《兰亭》是王羲之生平得意书,出于醉笔,最富天真。历代学书者无不在此寻源取法,用下最大的工夫。为何本文只提“趣味”一端呢?这不是不主张用功;而是从临摹之外加一方法。

《兰亭》真迹据传早已被唐太宗拿去殉葬了。虽然更有温韬盗发之说,但到北宋已经只有拓本了。宋人对《兰亭》无不重视的,藏的刻的聚讼纷纭。所以《兰亭》唯一可学的路子没有了。黄庭坚学《兰亭》常为人所笑,说“不像”。黄却正以“像”为病。他是在笔法上学,又主张将著名法书张开来仔细观察玩索的。因之他所得的是笔法,至于字形他反不大留心。这就是他以“像”为病的理由。他有赞美杨凝式的诗云:“世人尽学兰亭面,欲换凡骨无金丹。谁知洛阳杨风子,下笔便到乌丝兰。”乌丝兰是一种专为写字而织成的丝织品中的黑色直格子。如米芾的《蜀素帖》真迹,即是现在还存在的实物。他说那些摹头描脚的人们学《兰亭》,一辈子也寻不到换俗骨的金丹,不料杨凝式一写就入格了!这就是从笔法入门,而不甚重视字形的功效。笔法原极简单,但是必须心知其意,方能变化无穷。因此,我们不能不仔细用功临摹,在字中去求细处,如赵孟頫便是好榜样;却更须博览深尝各种《兰亭》的趣味,在字外去求大处,不但杨凝式、黄庭坚是好例,连赵孟頫同是好例。(赵临《兰亭》甚多,细处极精密,大处皆不拘束于所法的拓本。)

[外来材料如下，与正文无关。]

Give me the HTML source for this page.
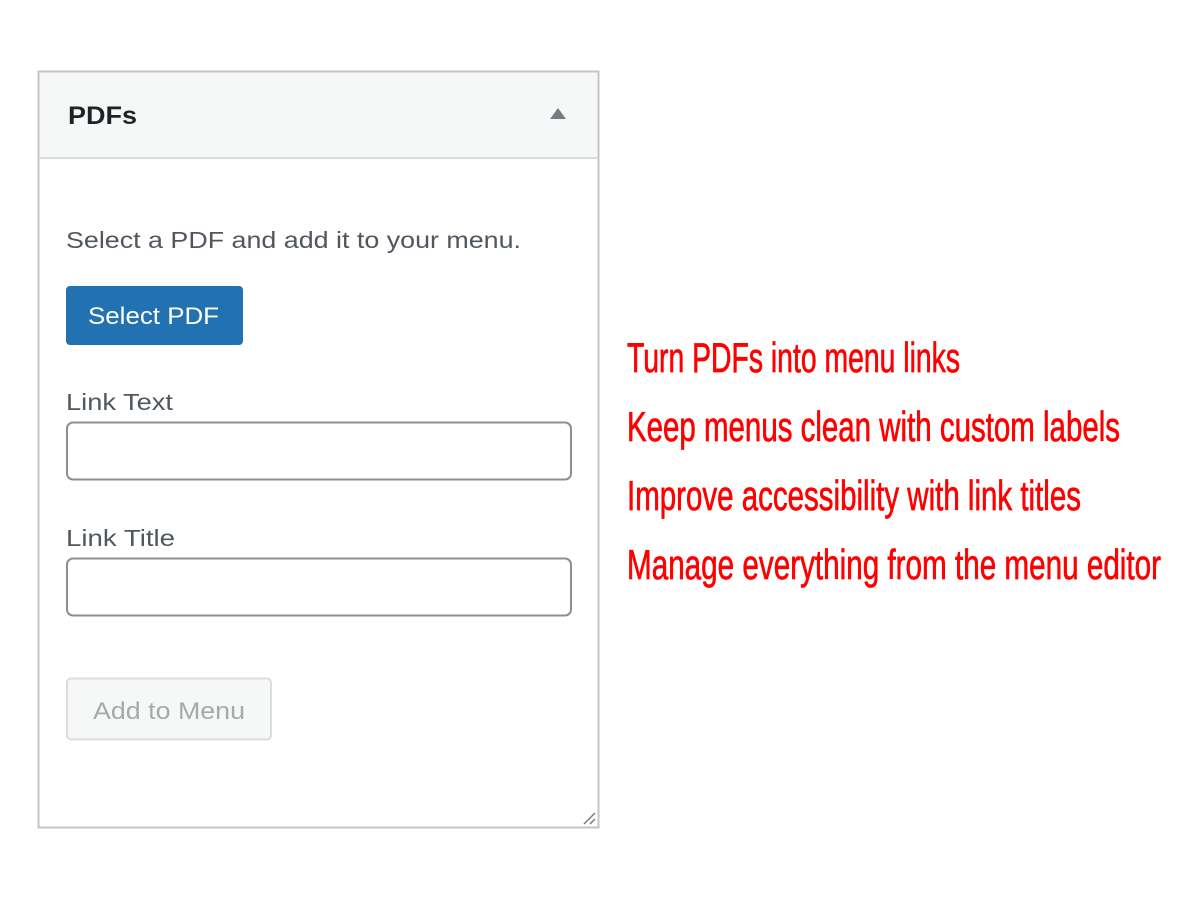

为了在字外求《兰亭》趣味,除博览各种拓本及影印的摹本外(前辈云“兰亭无下拓”,每种皆有其可玩索的趣味),除张之于墙、陈之于案外,还须更进一步,讨究其由来以及有关王羲之的种种事迹。这样趣味就更广大些。这种离开书法的间接趣味,对于书法助益极大,越是年深日久,越显其功。

姑举例言之,相传羊欣笔阵图》曾经记载“右军三十三书《兰亭》,三十七书《黄庭经》”。这记载如若不误,取以与王死于升平五年,年五十九的记载考核其书学的进程,不是很有趣吗?又《兰渚集录》云:“兰渚之会合四十二人。右军制为诗序,笔精墨妙,号为第一。后人诵其辞,玩其迹,拓其书,犹足以想其风流于千载。列传言右军自为之序。晋人谓之临河序,唐人称兰亭诗序,或言兰亭记,欧阳公云修禊序,蔡君谟云曲水序,东坡云兰亭文,山谷云禊饮序。古今雅俗俱称兰亭,至高宗所御宸翰题曰禊帖,于是兰亭有定名矣。”这也是一种资料趣味,由此再进一步,我们从兰亭文辞中,推索王羲之当时的思想,以及他在实际政治上的主张,勘以他自己在行政工作上的事实,其中积极和消极两面都有很大不同。何以发生了这些矛盾,就不能不研究自刘曜、石勒以来到桓温、殷浩,甚至他自己和王述之间的种种大小历史背景。不如此,我们无从论世知人,自然也不足以深知他书法风格的特点。苏轼自谓能了解晋人书中的萧散风味。我们相信他不曾说诳。但了解“萧散”,并不专限于萧散的人,也许反而由于奔忙,才能了解萧散。这样思考,趣味的范围就大了,书法变成了被了解的一小部分了。因之其了解书法的程度也更深了。

总之,我们不反对临摹《兰亭》,虽然有人一辈子抱着《兰亭》不放,越写越坏,但却强调从字外去寻《兰亭》的大处高处,强调临摹之外,更加培养《兰亭》趣味。